Punish or Protect? How Close Relationships Shape Responses to Moral Violations

Weidman, A. C., Sowden, W. J., Berg, M. K.,
& Kross, E. (2019).
Personality and Social Psychology Bulletin.
https://doi.org/10.1177/0146167219873485

Abstract

People have fundamental tendencies to punish immoral actors and treat close others altruistically. What happens when these tendencies collide—do people punish or protect close others who behave immorally? Across 10 studies (N = 2,847), we show that people consistently anticipate protecting close others who commit moral infractions, particularly highly severe acts of theft and sexual harassment. This tendency emerged regardless of gender, political orientation, moral foundations, and disgust sensitivity and was driven by concerns about self-interest, loyalty, and harm. We further find that people justify this tendency by planning to discipline close others on their own. We also identify a psychological mechanism that mitigates the tendency to protect close others who have committed severe (but not mild) moral infractions: self-distancing. These findings highlight the role that relational closeness plays in shaping people’s responses to moral violations, underscoring the need to consider relational closeness in future moral psychology work.

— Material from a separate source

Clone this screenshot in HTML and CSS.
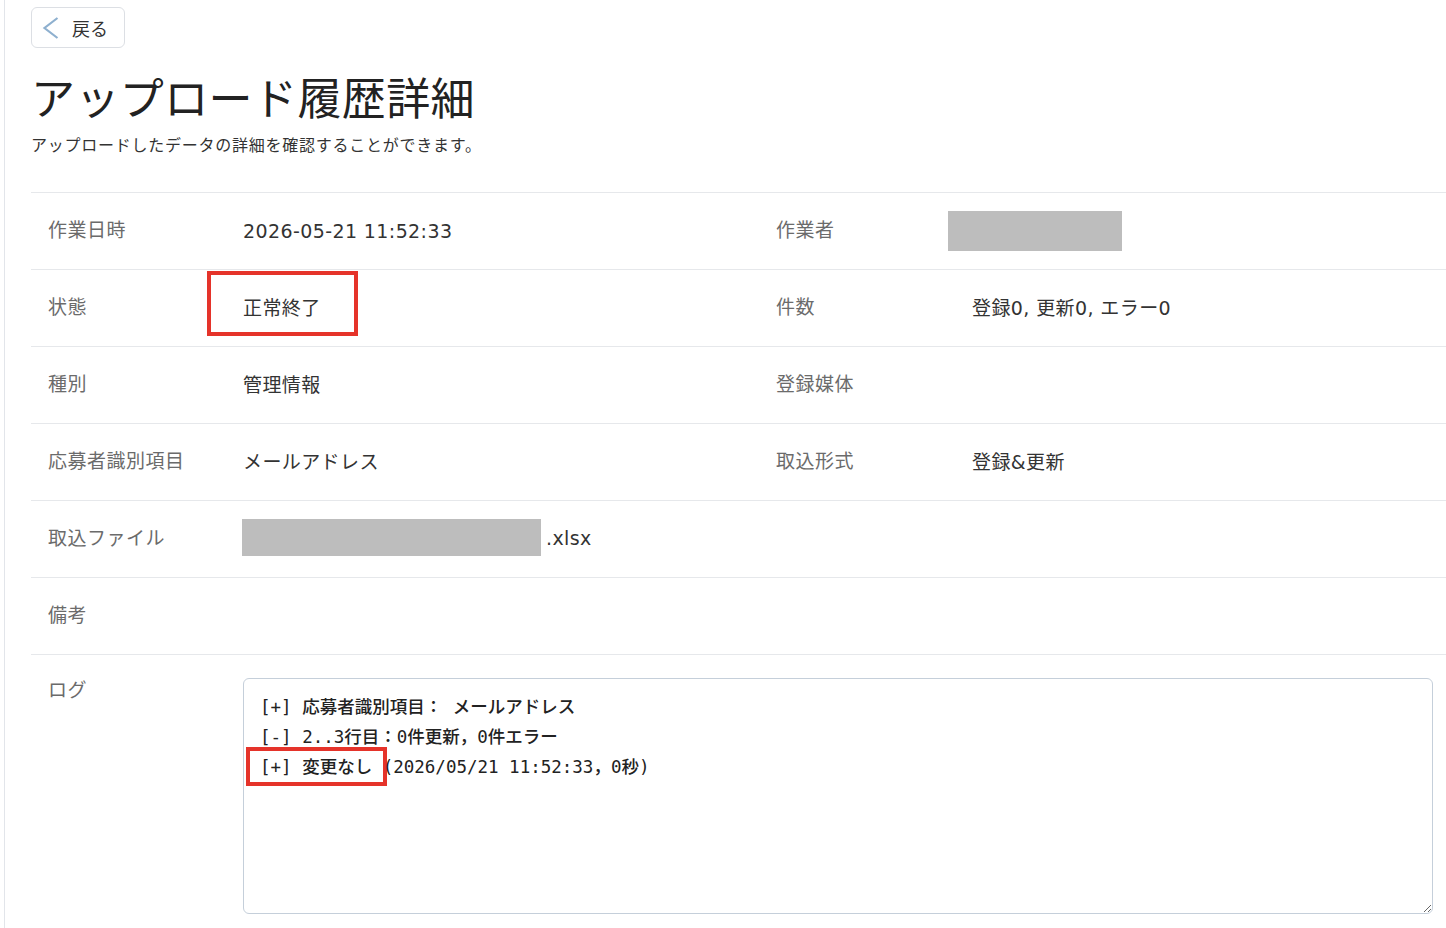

From the General Discussion

These findings also clarify the mechanisms through which people reconcile behaving loyally (by protecting close others who commit moral infractions) at the cost of behaving dishonestly while allowing an immoral actor to evade formal punishment (by lying to a police officer). It does not appear that people view close others’ moral infractions as less immoral: A brother’s heinous crime is still a heinous crime.  Instead, when people observe close others behaving immorally, we found through an exploratory linguistic coding analysis that they overwhelmingly intend to enact a lenient form of punishment by confronting the perpetrator to discuss the act. We suspect that doing so allows a person to simultaneously (a) maintain their self-image as a morally upstanding individual and (b) preserve and even enhance the close relationship, in line with the finding in Studies 1d and 1e that protecting close others from legal fallout is viewed as an act of self-interest. These tactics are also broadly consistent with prior work suggesting that people often justify their own immoral acts by focusing on positive consequences of the act or reaffirming their own moral standing (Bandura, 2016). In contrast, we found that when people observe distant others behaving immorally, they report greater intentions to subject these individuals to external, formal means of punishment, such as turning them in to law enforcement or subjecting them to social ostracization.